* [GIVEN EXERCISE]: Quote every line below exactly and skip any picture.
# Start of RECORDED INFORMATION
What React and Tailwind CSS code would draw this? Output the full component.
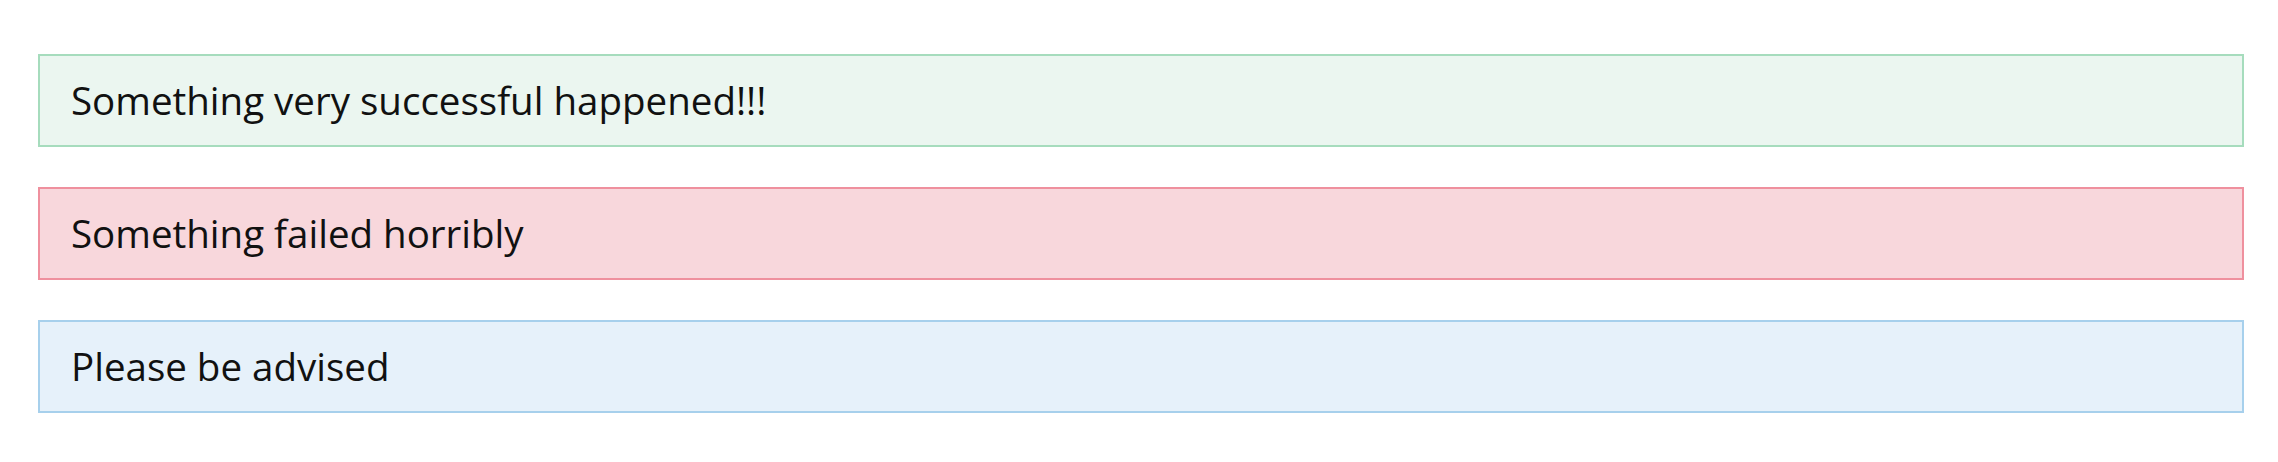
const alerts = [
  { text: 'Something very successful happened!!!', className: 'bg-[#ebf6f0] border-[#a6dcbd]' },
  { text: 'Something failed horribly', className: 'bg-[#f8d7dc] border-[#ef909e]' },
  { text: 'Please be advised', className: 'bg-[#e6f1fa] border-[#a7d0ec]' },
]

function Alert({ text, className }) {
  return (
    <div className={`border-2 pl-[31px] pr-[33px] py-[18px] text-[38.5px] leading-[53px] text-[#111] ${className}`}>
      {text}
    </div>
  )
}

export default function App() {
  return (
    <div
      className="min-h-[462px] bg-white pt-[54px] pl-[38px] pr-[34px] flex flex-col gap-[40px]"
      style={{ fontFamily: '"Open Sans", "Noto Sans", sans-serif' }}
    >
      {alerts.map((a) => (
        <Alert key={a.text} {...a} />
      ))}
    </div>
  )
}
# End of RECORDED INFORMATION
* [RESPONSE TO THIS EXERCISE]:
What React and Tailwind CSS code would draw this? Output the full component.
const alerts = [
  { text: 'Something very successful happened!!!', className: 'bg-[#ebf6f0] border-[#a6dcbd]' },
  { text: 'Something failed horribly', className: 'bg-[#f8d7dc] border-[#ef909e]' },
  { text: 'Please be advised', className: 'bg-[#e6f1fa] border-[#a7d0ec]' },
]

function Alert({ text, className }) {
  return (
    <div className={`border-2 pl-[31px] pr-[33px] py-[18px] text-[38.5px] leading-[53px] text-[#111] ${className}`}>
      {text}
    </div>
  )
}

export default function App() {
  return (
    <div
      className="min-h-[462px] bg-white pt-[54px] pl-[38px] pr-[34px] flex flex-col gap-[40px]"
      style={{ fontFamily: '"Open Sans", "Noto Sans", sans-serif' }}
    >
      {alerts.map((a) => (
        <Alert key={a.text} {...a} />
      ))}
    </div>
  )
}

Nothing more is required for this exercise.